--- Start Dataset excerpt ---

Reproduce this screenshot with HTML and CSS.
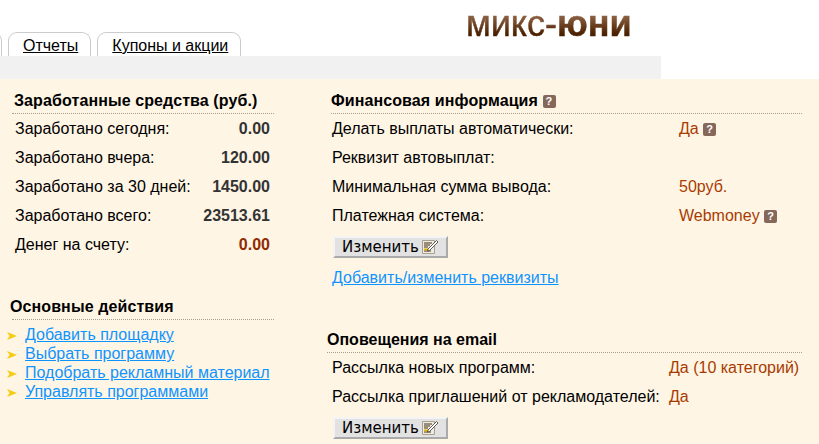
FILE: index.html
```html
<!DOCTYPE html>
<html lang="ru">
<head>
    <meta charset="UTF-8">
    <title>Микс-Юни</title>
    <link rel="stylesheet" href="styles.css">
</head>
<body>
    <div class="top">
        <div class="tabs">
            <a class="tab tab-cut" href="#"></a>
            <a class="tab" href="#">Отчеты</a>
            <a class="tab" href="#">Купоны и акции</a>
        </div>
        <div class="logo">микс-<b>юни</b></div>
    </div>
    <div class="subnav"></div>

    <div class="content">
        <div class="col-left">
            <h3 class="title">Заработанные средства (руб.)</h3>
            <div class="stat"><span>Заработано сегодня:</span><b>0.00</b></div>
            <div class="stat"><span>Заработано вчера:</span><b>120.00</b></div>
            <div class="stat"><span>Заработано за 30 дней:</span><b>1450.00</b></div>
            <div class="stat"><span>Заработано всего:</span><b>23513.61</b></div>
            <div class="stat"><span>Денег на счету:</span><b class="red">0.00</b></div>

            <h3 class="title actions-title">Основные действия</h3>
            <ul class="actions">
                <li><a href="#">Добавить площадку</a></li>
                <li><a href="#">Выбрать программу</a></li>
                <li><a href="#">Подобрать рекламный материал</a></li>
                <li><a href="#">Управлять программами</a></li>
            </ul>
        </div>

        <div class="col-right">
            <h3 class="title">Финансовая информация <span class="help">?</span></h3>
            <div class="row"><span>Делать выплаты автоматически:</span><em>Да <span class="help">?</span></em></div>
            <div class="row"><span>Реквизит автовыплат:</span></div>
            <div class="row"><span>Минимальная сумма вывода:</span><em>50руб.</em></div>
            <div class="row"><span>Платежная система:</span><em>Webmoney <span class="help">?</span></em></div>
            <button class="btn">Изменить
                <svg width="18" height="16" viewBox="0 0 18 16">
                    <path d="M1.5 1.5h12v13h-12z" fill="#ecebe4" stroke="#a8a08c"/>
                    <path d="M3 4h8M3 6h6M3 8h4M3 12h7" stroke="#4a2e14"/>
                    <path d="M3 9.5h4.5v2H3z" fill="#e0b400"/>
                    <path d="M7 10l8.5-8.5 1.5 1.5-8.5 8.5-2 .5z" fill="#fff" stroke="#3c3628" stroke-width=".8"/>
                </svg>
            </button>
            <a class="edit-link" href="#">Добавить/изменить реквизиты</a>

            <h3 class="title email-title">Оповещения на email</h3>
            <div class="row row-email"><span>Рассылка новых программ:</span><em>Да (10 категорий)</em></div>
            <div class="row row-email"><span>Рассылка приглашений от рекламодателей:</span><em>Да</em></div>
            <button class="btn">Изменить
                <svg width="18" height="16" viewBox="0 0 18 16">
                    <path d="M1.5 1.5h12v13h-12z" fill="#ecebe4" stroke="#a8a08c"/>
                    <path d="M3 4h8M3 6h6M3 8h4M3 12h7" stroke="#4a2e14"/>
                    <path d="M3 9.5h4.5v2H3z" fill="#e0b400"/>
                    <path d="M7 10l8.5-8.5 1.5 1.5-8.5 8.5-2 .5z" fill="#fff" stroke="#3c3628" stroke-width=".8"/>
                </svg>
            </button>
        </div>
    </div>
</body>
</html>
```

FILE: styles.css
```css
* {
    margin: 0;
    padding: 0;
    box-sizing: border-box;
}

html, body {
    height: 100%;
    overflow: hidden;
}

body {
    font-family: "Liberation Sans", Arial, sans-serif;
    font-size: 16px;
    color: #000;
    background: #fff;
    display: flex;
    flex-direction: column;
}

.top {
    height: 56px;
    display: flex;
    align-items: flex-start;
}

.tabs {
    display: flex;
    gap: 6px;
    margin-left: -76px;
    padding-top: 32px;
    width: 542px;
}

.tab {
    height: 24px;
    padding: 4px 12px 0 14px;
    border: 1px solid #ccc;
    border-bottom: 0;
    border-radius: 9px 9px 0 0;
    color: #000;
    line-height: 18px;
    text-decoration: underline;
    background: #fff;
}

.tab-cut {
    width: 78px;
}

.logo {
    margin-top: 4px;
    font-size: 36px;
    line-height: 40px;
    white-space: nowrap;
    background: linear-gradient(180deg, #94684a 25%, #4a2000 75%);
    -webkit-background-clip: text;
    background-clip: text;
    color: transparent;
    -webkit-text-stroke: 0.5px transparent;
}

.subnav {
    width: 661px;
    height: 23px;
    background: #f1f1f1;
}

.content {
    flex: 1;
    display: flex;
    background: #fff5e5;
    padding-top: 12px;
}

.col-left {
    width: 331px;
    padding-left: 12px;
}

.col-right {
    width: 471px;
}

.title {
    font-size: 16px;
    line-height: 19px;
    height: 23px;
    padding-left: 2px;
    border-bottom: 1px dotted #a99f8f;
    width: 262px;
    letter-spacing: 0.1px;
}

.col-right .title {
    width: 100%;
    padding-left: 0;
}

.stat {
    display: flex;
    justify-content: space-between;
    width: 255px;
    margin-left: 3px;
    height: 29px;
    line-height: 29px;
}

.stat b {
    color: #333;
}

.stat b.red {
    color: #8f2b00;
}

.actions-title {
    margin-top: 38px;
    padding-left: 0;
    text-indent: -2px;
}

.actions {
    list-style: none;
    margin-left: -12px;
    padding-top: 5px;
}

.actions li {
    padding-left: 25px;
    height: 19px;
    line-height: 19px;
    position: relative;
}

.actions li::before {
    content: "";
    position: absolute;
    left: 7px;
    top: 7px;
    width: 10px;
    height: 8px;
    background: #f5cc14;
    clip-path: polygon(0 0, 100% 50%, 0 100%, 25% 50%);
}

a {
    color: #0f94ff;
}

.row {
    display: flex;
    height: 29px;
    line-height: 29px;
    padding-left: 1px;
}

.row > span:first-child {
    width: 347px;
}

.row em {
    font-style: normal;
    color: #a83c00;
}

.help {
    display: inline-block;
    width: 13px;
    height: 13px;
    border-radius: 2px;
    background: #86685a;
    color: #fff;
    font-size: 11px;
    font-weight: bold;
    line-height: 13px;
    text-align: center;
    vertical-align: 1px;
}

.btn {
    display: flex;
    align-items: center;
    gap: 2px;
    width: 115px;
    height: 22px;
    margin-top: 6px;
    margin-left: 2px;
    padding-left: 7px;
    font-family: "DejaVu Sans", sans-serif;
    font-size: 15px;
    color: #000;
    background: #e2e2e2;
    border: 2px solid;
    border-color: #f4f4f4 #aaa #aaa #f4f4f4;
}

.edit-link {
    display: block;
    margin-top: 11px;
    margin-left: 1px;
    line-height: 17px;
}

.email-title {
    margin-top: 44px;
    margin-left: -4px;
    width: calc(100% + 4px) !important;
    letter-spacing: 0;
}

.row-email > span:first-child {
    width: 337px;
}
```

--- End Dataset excerpt ---

▶ **Goal**
Retype the whole listing exactly and leave the pictures out.

▶ **Output for this exercise**
Reproduce this screenshot with HTML and CSS.
FILE: index.html
```html
<!DOCTYPE html>
<html lang="ru">
<head>
    <meta charset="UTF-8">
    <title>Микс-Юни</title>
    <link rel="stylesheet" href="styles.css">
</head>
<body>
    <div class="top">
        <div class="tabs">
            <a class="tab tab-cut" href="#"></a>
            <a class="tab" href="#">Отчеты</a>
            <a class="tab" href="#">Купоны и акции</a>
        </div>
        <div class="logo">микс-<b>юни</b></div>
    </div>
    <div class="subnav"></div>

    <div class="content">
        <div class="col-left">
            <h3 class="title">Заработанные средства (руб.)</h3>
            <div class="stat"><span>Заработано сегодня:</span><b>0.00</b></div>
            <div class="stat"><span>Заработано вчера:</span><b>120.00</b></div>
            <div class="stat"><span>Заработано за 30 дней:</span><b>1450.00</b></div>
            <div class="stat"><span>Заработано всего:</span><b>23513.61</b></div>
            <div class="stat"><span>Денег на счету:</span><b class="red">0.00</b></div>

            <h3 class="title actions-title">Основные действия</h3>
            <ul class="actions">
                <li><a href="#">Добавить площадку</a></li>
                <li><a href="#">Выбрать программу</a></li>
                <li><a href="#">Подобрать рекламный материал</a></li>
                <li><a href="#">Управлять программами</a></li>
            </ul>
        </div>

        <div class="col-right">
            <h3 class="title">Финансовая информация <span class="help">?</span></h3>
            <div class="row"><span>Делать выплаты автоматически:</span><em>Да <span class="help">?</span></em></div>
            <div class="row"><span>Реквизит автовыплат:</span></div>
            <div class="row"><span>Минимальная сумма вывода:</span><em>50руб.</em></div>
            <div class="row"><span>Платежная система:</span><em>Webmoney <span class="help">?</span></em></div>
            <button class="btn">Изменить
                <svg width="18" height="16" viewBox="0 0 18 16">
                    <path d="M1.5 1.5h12v13h-12z" fill="#ecebe4" stroke="#a8a08c"/>
                    <path d="M3 4h8M3 6h6M3 8h4M3 12h7" stroke="#4a2e14"/>
                    <path d="M3 9.5h4.5v2H3z" fill="#e0b400"/>
                    <path d="M7 10l8.5-8.5 1.5 1.5-8.5 8.5-2 .5z" fill="#fff" stroke="#3c3628" stroke-width=".8"/>
                </svg>
            </button>
            <a class="edit-link" href="#">Добавить/изменить реквизиты</a>

            <h3 class="title email-title">Оповещения на email</h3>
            <div class="row row-email"><span>Рассылка новых программ:</span><em>Да (10 категорий)</em></div>
            <div class="row row-email"><span>Рассылка приглашений от рекламодателей:</span><em>Да</em></div>
            <button class="btn">Изменить
                <svg width="18" height="16" viewBox="0 0 18 16">
                    <path d="M1.5 1.5h12v13h-12z" fill="#ecebe4" stroke="#a8a08c"/>
                    <path d="M3 4h8M3 6h6M3 8h4M3 12h7" stroke="#4a2e14"/>
                    <path d="M3 9.5h4.5v2H3z" fill="#e0b400"/>
                    <path d="M7 10l8.5-8.5 1.5 1.5-8.5 8.5-2 .5z" fill="#fff" stroke="#3c3628" stroke-width=".8"/>
                </svg>
            </button>
        </div>
    </div>
</body>
</html>
```

FILE: styles.css
```css
* {
    margin: 0;
    padding: 0;
    box-sizing: border-box;
}

html, body {
    height: 100%;
    overflow: hidden;
}

body {
    font-family: "Liberation Sans", Arial, sans-serif;
    font-size: 16px;
    color: #000;
    background: #fff;
    display: flex;
    flex-direction: column;
}

.top {
    height: 56px;
    display: flex;
    align-items: flex-start;
}

.tabs {
    display: flex;
    gap: 6px;
    margin-left: -76px;
    padding-top: 32px;
    width: 542px;
}

.tab {
    height: 24px;
    padding: 4px 12px 0 14px;
    border: 1px solid #ccc;
    border-bottom: 0;
    border-radius: 9px 9px 0 0;
    color: #000;
    line-height: 18px;
    text-decoration: underline;
    background: #fff;
}

.tab-cut {
    width: 78px;
}

.logo {
    margin-top: 4px;
    font-size: 36px;
    line-height: 40px;
    white-space: nowrap;
    background: linear-gradient(180deg, #94684a 25%, #4a2000 75%);
    -webkit-background-clip: text;
    background-clip: text;
    color: transparent;
    -webkit-text-stroke: 0.5px transparent;
}

.subnav {
    width: 661px;
    height: 23px;
    background: #f1f1f1;
}

.content {
    flex: 1;
    display: flex;
    background: #fff5e5;
    padding-top: 12px;
}

.col-left {
    width: 331px;
    padding-left: 12px;
}

.col-right {
    width: 471px;
}

.title {
    font-size: 16px;
    line-height: 19px;
    height: 23px;
    padding-left: 2px;
    border-bottom: 1px dotted #a99f8f;
    width: 262px;
    letter-spacing: 0.1px;
}

.col-right .title {
    width: 100%;
    padding-left: 0;
}

.stat {
    display: flex;
    justify-content: space-between;
    width: 255px;
    margin-left: 3px;
    height: 29px;
    line-height: 29px;
}

.stat b {
    color: #333;
}

.stat b.red {
    color: #8f2b00;
}

.actions-title {
    margin-top: 38px;
    padding-left: 0;
    text-indent: -2px;
}

.actions {
    list-style: none;
    margin-left: -12px;
    padding-top: 5px;
}

.actions li {
    padding-left: 25px;
    height: 19px;
    line-height: 19px;
    position: relative;
}

.actions li::before {
    content: "";
    position: absolute;
    left: 7px;
    top: 7px;
    width: 10px;
    height: 8px;
    background: #f5cc14;
    clip-path: polygon(0 0, 100% 50%, 0 100%, 25% 50%);
}

a {
    color: #0f94ff;
}

.row {
    display: flex;
    height: 29px;
    line-height: 29px;
    padding-left: 1px;
}

.row > span:first-child {
    width: 347px;
}

.row em {
    font-style: normal;
    color: #a83c00;
}

.help {
    display: inline-block;
    width: 13px;
    height: 13px;
    border-radius: 2px;
    background: #86685a;
    color: #fff;
    font-size: 11px;
    font-weight: bold;
    line-height: 13px;
    text-align: center;
    vertical-align: 1px;
}

.btn {
    display: flex;
    align-items: center;
    gap: 2px;
    width: 115px;
    height: 22px;
    margin-top: 6px;
    margin-left: 2px;
    padding-left: 7px;
    font-family: "DejaVu Sans", sans-serif;
    font-size: 15px;
    color: #000;
    background: #e2e2e2;
    border: 2px solid;
    border-color: #f4f4f4 #aaa #aaa #f4f4f4;
}

.edit-link {
    display: block;
    margin-top: 11px;
    margin-left: 1px;
    line-height: 17px;
}

.email-title {
    margin-top: 44px;
    margin-left: -4px;
    width: calc(100% + 4px) !important;
    letter-spacing: 0;
}

.row-email > span:first-child {
    width: 337px;
}
```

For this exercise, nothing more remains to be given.